COLLECTED MATERIAL>
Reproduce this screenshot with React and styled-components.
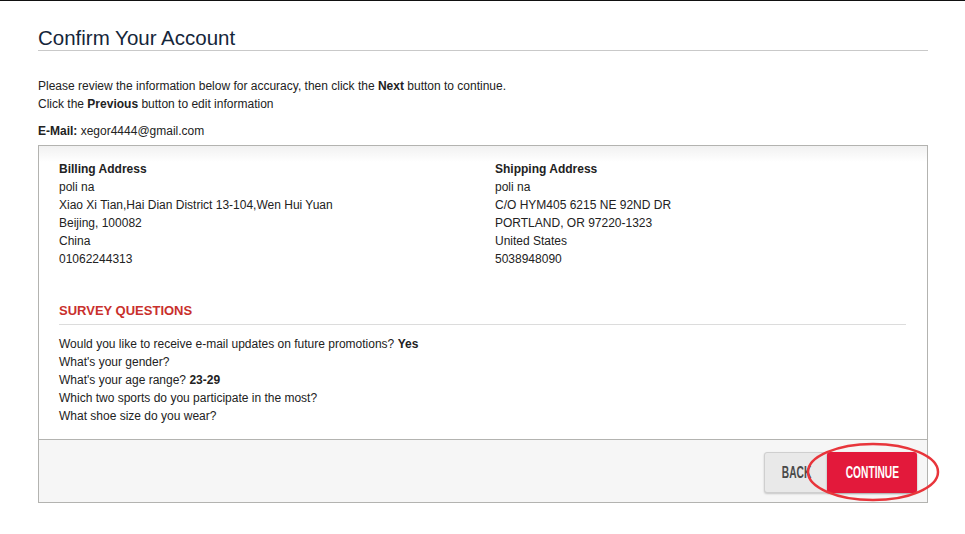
import React from "react";
import styled, { createGlobalStyle } from "styled-components";

const Global = createGlobalStyle`
  html, body { margin: 0; padding: 0; background: #fff; }
  body {
    font-family: "Liberation Sans", Arial, Helvetica, sans-serif;
    font-size: 12px;
    color: #222;
    border-top: 1px solid #111;
  }
`;

const Page = styled.div`
  width: 890px;
  padding: 26px 0 30px 38px;
`;

const Title = styled.h1`
  margin: 0;
  font-size: 20.5px;
  font-weight: normal;
  color: #15263a;
  line-height: 22px;
  padding-bottom: 1px;
  border-bottom: 1px solid #c9c9c9;
`;

const Intro = styled.p`
  margin: 26px 0 0;
  line-height: 18px;
`;

const Email = styled.p`
  margin: 9px 0 0;
  line-height: 18px;
`;

const Box = styled.div`
  margin-top: 5px;
  border: 1px solid #b3b3b0;
`;

const Body = styled.div`
  padding: 14px 20px 14px 20px;
  background: linear-gradient(#f1f1f1 0, #fff 16px);
`;

const Addresses = styled.div`
  display: grid;
  grid-template-columns: 436px 1fr;
  line-height: 18px;
`;

const Address = styled.div`
  display: flex;
  flex-direction: column;
`;

const Survey = styled.div`
  margin-top: 34px;
`;

const SurveyHead = styled.h2`
  margin: 0;
  font-size: 13px;
  line-height: 18px;
  font-weight: bold;
  color: #c9302c;
  padding-bottom: 4px;
  border-bottom: 1px solid #dcdcdc;
  margin-right: 1px;
`;

const Questions = styled.div`
  margin-top: 10px;
  line-height: 18px;
  display: flex;
  flex-direction: column;
`;

const Footer = styled.div`
  border-top: 1px solid #b3b3b0;
  background: #f6f6f6;
  height: 63px;
  display: flex;
  justify-content: flex-end;
  align-items: flex-start;
  padding: 12px 10px 0 0;
  box-sizing: border-box;
  position: relative;
`;

const Buttons = styled.div`
  display: flex;
  position: relative;
`;

const Btn = styled.button`
  height: 41px;
  border-radius: 3px;
  border: none;
  padding: 0;
  cursor: pointer;
  display: flex;
  align-items: center;
  justify-content: center;
  font-family: "Liberation Sans", Arial, sans-serif;
  font-weight: bold;
  font-size: 17px;
  ${(p) =>
    p.$primary
      ? `
    width: 90px;
    background: #e3193b;
    color: #fff;
    margin-left: -3px;
    box-shadow: 0 1px 2px rgba(0,0,0,0.35);
    position: relative;
  `
      : `
    width: 66px;
    background: #e9e9e9;
    color: #4a4a4a;
    border: 1px solid #cfcfcf;
    box-shadow: 0 1px 2px rgba(0,0,0,0.2);
  `}
`;

const BtnText = styled.span`
  display: inline-block;
  transform: scaleX(0.6);
  letter-spacing: 0;
`;

const Ring = styled.svg`
  position: absolute;
  left: 42px;
  top: -9px;
  pointer-events: none;
  overflow: visible;
`;

export default function App() {
  return (
    <>
      <Global />
      <Page>
        <Title>Confirm Your Account</Title>
        <Intro>
          Please review the information below for accuracy, then click the <b>Next</b> button to continue.
          <br />
          Click the <b>Previous</b> button to edit information
        </Intro>
        <Email>
          <b>E-Mail:</b> xegor4444@gmail.com
        </Email>
        <Box>
          <Body>
            <Addresses>
              <Address>
                <b>Billing Address</b>
                <span>poli na</span>
                <span>Xiao Xi Tian,Hai Dian District 13-104,Wen Hui Yuan</span>
                <span>Beijing, 100082</span>
                <span>China</span>
                <span>01062244313</span>
              </Address>
              <Address>
                <b>Shipping Address</b>
                <span>poli na</span>
                <span>C/O HYM405 6215 NE 92ND DR</span>
                <span>PORTLAND, OR 97220-1323</span>
                <span>United States</span>
                <span>5038948090</span>
              </Address>
            </Addresses>
            <Survey>
              <SurveyHead>SURVEY QUESTIONS</SurveyHead>
              <Questions>
                <span>
                  Would you like to receive e-mail updates on future promotions? <b>Yes</b>
                </span>
                <span>What's your gender?</span>
                <span>
                  What's your age range? <b>23-29</b>
                </span>
                <span>Which two sports do you participate in the most?</span>
                <span>What shoe size do you wear?</span>
              </Questions>
            </Survey>
          </Body>
          <Footer>
            <Buttons>
              <Btn>
                <BtnText>BACK</BtnText>
              </Btn>
              <Btn $primary>
                <BtnText>CONTINUE</BtnText>
              </Btn>
              <Ring width="134" height="60" viewBox="0 0 134 60">
                <ellipse cx="67" cy="29" rx="65" ry="28" fill="none" stroke="#e8353b" strokeWidth="2.5" />
              </Ring>
            </Buttons>
          </Footer>
        </Box>
      </Page>
    </>
  );
}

PROBLEM TO WORK ON> Reproduce every line of the material precisely, omitting its pictures.

EXERCISE RESULT>
Reproduce this screenshot with React and styled-components.
import React from "react";
import styled, { createGlobalStyle } from "styled-components";

const Global = createGlobalStyle`
  html, body { margin: 0; padding: 0; background: #fff; }
  body {
    font-family: "Liberation Sans", Arial, Helvetica, sans-serif;
    font-size: 12px;
    color: #222;
    border-top: 1px solid #111;
  }
`;

const Page = styled.div`
  width: 890px;
  padding: 26px 0 30px 38px;
`;

const Title = styled.h1`
  margin: 0;
  font-size: 20.5px;
  font-weight: normal;
  color: #15263a;
  line-height: 22px;
  padding-bottom: 1px;
  border-bottom: 1px solid #c9c9c9;
`;

const Intro = styled.p`
  margin: 26px 0 0;
  line-height: 18px;
`;

const Email = styled.p`
  margin: 9px 0 0;
  line-height: 18px;
`;

const Box = styled.div`
  margin-top: 5px;
  border: 1px solid #b3b3b0;
`;

const Body = styled.div`
  padding: 14px 20px 14px 20px;
  background: linear-gradient(#f1f1f1 0, #fff 16px);
`;

const Addresses = styled.div`
  display: grid;
  grid-template-columns: 436px 1fr;
  line-height: 18px;
`;

const Address = styled.div`
  display: flex;
  flex-direction: column;
`;

const Survey = styled.div`
  margin-top: 34px;
`;

const SurveyHead = styled.h2`
  margin: 0;
  font-size: 13px;
  line-height: 18px;
  font-weight: bold;
  color: #c9302c;
  padding-bottom: 4px;
  border-bottom: 1px solid #dcdcdc;
  margin-right: 1px;
`;

const Questions = styled.div`
  margin-top: 10px;
  line-height: 18px;
  display: flex;
  flex-direction: column;
`;

const Footer = styled.div`
  border-top: 1px solid #b3b3b0;
  background: #f6f6f6;
  height: 63px;
  display: flex;
  justify-content: flex-end;
  align-items: flex-start;
  padding: 12px 10px 0 0;
  box-sizing: border-box;
  position: relative;
`;

const Buttons = styled.div`
  display: flex;
  position: relative;
`;

const Btn = styled.button`
  height: 41px;
  border-radius: 3px;
  border: none;
  padding: 0;
  cursor: pointer;
  display: flex;
  align-items: center;
  justify-content: center;
  font-family: "Liberation Sans", Arial, sans-serif;
  font-weight: bold;
  font-size: 17px;
  ${(p) =>
    p.$primary
      ? `
    width: 90px;
    background: #e3193b;
    color: #fff;
    margin-left: -3px;
    box-shadow: 0 1px 2px rgba(0,0,0,0.35);
    position: relative;
  `
      : `
    width: 66px;
    background: #e9e9e9;
    color: #4a4a4a;
    border: 1px solid #cfcfcf;
    box-shadow: 0 1px 2px rgba(0,0,0,0.2);
  `}
`;

const BtnText = styled.span`
  display: inline-block;
  transform: scaleX(0.6);
  letter-spacing: 0;
`;

const Ring = styled.svg`
  position: absolute;
  left: 42px;
  top: -9px;
  pointer-events: none;
  overflow: visible;
`;

export default function App() {
  return (
    <>
      <Global />
      <Page>
        <Title>Confirm Your Account</Title>
        <Intro>
          Please review the information below for accuracy, then click the <b>Next</b> button to continue.
          <br />
          Click the <b>Previous</b> button to edit information
        </Intro>
        <Email>
          <b>E-Mail:</b> xegor4444@gmail.com
        </Email>
        <Box>
          <Body>
            <Addresses>
              <Address>
                <b>Billing Address</b>
                <span>poli na</span>
                <span>Xiao Xi Tian,Hai Dian District 13-104,Wen Hui Yuan</span>
                <span>Beijing, 100082</span>
                <span>China</span>
                <span>01062244313</span>
              </Address>
              <Address>
                <b>Shipping Address</b>
                <span>poli na</span>
                <span>C/O HYM405 6215 NE 92ND DR</span>
                <span>PORTLAND, OR 97220-1323</span>
                <span>United States</span>
                <span>5038948090</span>
              </Address>
            </Addresses>
            <Survey>
              <SurveyHead>SURVEY QUESTIONS</SurveyHead>
              <Questions>
                <span>
                  Would you like to receive e-mail updates on future promotions? <b>Yes</b>
                </span>
                <span>What's your gender?</span>
                <span>
                  What's your age range? <b>23-29</b>
                </span>
                <span>Which two sports do you participate in the most?</span>
                <span>What shoe size do you wear?</span>
              </Questions>
            </Survey>
          </Body>
          <Footer>
            <Buttons>
              <Btn>
                <BtnText>BACK</BtnText>
              </Btn>
              <Btn $primary>
                <BtnText>CONTINUE</BtnText>
              </Btn>
              <Ring width="134" height="60" viewBox="0 0 134 60">
                <ellipse cx="67" cy="29" rx="65" ry="28" fill="none" stroke="#e8353b" strokeWidth="2.5" />
              </Ring>
            </Buttons>
          </Footer>
        </Box>
      </Page>
    </>
  );
}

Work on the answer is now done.